## Work instructions:
Quote exactly the lines from the start of the entries to the one with "const GREEN = 'text-[#5a9a2c]';", both ends included.

## Dataset entries:
____________________

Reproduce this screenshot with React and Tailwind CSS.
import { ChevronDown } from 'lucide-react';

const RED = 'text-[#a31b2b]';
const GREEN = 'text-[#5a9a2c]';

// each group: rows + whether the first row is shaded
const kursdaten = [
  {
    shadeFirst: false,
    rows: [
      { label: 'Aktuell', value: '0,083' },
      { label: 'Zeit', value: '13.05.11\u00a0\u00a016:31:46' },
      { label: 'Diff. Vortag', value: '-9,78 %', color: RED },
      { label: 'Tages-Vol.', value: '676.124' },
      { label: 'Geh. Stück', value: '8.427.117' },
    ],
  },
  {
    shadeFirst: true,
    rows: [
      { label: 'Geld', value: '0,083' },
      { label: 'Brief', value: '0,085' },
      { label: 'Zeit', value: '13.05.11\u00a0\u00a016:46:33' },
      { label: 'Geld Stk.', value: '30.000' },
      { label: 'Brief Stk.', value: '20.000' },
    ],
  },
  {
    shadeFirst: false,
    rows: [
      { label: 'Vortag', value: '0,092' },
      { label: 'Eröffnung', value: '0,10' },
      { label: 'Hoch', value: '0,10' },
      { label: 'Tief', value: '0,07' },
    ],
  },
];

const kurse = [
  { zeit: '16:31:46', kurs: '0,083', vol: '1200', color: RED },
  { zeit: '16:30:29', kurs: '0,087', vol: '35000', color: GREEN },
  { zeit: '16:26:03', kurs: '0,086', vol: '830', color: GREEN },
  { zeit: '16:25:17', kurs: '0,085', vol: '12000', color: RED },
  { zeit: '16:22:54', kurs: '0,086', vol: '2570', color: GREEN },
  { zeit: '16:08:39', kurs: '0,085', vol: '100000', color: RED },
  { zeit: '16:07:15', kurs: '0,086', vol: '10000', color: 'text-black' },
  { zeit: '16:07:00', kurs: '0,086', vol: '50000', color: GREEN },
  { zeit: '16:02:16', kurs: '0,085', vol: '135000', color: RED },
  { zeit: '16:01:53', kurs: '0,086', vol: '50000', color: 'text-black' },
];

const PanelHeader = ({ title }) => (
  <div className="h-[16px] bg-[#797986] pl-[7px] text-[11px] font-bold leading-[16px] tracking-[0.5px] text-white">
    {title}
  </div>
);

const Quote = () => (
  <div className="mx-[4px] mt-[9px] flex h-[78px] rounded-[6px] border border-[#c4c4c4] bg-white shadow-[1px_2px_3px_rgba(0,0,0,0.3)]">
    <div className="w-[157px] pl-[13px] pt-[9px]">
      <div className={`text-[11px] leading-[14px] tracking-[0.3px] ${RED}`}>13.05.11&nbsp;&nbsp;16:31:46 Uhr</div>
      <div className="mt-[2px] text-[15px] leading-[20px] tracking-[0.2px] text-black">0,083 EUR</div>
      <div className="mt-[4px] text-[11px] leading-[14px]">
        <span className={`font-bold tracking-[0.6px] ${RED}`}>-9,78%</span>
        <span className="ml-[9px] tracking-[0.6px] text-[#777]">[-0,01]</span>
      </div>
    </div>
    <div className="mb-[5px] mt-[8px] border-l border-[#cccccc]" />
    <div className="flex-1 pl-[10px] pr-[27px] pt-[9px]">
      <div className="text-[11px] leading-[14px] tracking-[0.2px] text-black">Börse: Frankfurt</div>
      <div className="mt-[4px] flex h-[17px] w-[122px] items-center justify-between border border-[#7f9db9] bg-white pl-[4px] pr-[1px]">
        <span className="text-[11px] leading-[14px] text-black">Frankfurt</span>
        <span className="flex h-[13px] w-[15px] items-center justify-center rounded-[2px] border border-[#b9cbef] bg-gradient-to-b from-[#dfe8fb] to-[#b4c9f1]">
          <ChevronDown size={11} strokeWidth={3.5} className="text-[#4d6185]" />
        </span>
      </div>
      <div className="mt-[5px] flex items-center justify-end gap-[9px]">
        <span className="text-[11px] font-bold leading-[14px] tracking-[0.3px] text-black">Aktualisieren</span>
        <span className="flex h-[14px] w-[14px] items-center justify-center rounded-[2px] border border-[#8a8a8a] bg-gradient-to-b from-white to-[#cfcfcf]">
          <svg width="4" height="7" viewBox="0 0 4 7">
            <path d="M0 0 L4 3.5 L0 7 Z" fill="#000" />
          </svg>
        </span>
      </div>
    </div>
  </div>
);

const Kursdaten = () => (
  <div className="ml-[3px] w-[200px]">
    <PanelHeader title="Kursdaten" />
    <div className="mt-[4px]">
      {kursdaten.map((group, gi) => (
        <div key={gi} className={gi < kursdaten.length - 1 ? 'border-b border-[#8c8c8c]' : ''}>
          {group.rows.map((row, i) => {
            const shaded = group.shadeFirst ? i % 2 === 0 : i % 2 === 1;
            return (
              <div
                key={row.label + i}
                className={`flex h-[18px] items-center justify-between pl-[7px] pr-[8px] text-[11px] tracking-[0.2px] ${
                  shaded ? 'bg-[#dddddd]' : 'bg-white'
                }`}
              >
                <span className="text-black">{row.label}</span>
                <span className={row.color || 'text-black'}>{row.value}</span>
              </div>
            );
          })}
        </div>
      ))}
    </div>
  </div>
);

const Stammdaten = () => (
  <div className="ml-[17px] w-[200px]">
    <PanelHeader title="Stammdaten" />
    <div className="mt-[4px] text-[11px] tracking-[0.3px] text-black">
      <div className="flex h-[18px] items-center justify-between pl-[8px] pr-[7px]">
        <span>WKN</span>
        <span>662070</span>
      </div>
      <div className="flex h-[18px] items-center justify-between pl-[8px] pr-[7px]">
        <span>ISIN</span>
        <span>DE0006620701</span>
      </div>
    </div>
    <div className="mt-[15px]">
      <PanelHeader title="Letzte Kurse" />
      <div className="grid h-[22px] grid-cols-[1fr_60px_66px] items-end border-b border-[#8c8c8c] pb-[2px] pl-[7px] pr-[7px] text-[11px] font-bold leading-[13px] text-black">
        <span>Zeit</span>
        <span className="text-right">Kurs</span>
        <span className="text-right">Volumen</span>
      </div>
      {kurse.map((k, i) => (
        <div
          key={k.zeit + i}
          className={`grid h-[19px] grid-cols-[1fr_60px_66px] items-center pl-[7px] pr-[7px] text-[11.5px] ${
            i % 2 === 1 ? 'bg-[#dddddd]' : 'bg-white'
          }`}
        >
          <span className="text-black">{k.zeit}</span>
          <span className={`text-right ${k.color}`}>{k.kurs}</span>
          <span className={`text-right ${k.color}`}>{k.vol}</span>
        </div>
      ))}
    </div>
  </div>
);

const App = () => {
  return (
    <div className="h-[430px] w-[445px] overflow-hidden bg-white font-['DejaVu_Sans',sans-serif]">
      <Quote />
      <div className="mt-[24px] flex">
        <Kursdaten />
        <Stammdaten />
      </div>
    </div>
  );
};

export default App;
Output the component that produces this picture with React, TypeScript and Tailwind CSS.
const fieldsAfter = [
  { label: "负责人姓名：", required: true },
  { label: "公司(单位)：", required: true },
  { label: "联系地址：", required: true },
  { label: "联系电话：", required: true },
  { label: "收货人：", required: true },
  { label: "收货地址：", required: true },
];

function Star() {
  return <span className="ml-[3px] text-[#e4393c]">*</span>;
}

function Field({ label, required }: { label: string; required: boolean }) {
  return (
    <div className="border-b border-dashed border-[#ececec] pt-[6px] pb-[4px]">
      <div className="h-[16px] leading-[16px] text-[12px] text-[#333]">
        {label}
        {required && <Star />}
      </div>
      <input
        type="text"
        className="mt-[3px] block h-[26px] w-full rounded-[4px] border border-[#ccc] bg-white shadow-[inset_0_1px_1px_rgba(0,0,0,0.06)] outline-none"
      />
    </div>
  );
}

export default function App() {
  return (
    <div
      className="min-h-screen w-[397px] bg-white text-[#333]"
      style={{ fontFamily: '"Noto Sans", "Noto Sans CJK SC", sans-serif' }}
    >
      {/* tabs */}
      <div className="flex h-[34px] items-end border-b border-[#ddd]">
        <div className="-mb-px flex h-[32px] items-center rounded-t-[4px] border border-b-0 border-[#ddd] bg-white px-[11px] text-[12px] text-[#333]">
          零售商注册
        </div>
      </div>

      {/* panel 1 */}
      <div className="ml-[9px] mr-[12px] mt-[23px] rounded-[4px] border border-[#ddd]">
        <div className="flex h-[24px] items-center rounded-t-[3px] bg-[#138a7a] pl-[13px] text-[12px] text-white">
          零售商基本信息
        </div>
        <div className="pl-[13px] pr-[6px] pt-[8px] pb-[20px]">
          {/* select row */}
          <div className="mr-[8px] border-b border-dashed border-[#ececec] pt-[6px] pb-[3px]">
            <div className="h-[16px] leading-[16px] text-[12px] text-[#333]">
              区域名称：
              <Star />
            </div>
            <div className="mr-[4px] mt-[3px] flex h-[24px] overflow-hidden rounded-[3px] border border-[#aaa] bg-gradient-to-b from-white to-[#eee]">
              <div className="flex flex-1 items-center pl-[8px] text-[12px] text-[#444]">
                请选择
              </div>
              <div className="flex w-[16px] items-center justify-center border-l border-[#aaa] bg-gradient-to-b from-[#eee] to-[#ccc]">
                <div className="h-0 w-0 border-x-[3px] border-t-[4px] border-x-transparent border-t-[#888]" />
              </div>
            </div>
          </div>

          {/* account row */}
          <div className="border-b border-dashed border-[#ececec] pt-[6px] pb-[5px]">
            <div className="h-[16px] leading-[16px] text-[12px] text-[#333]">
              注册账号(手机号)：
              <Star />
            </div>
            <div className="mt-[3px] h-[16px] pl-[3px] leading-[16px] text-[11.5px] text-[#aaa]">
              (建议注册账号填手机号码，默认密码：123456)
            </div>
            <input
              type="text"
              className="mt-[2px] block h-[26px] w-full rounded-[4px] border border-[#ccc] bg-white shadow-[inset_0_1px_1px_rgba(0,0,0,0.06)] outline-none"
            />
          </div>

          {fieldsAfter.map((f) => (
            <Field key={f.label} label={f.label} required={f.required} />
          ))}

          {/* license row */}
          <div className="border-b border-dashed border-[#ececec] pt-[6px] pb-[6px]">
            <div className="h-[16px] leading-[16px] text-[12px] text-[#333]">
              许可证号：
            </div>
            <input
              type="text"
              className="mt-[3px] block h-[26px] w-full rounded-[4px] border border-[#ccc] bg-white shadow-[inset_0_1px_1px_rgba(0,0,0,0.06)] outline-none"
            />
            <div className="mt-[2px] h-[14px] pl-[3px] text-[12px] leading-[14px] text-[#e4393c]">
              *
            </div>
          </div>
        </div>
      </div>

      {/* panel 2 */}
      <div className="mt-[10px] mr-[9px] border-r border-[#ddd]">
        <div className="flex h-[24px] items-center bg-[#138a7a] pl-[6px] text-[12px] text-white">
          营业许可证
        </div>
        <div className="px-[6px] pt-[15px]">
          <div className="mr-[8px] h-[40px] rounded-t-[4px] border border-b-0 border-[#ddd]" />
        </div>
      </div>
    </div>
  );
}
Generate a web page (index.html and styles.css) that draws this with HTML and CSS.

____________________

## Expected answer:
Reproduce this screenshot with React and Tailwind CSS.
import { ChevronDown } from 'lucide-react';

const RED = 'text-[#a31b2b]';
const GREEN = 'text-[#5a9a2c]';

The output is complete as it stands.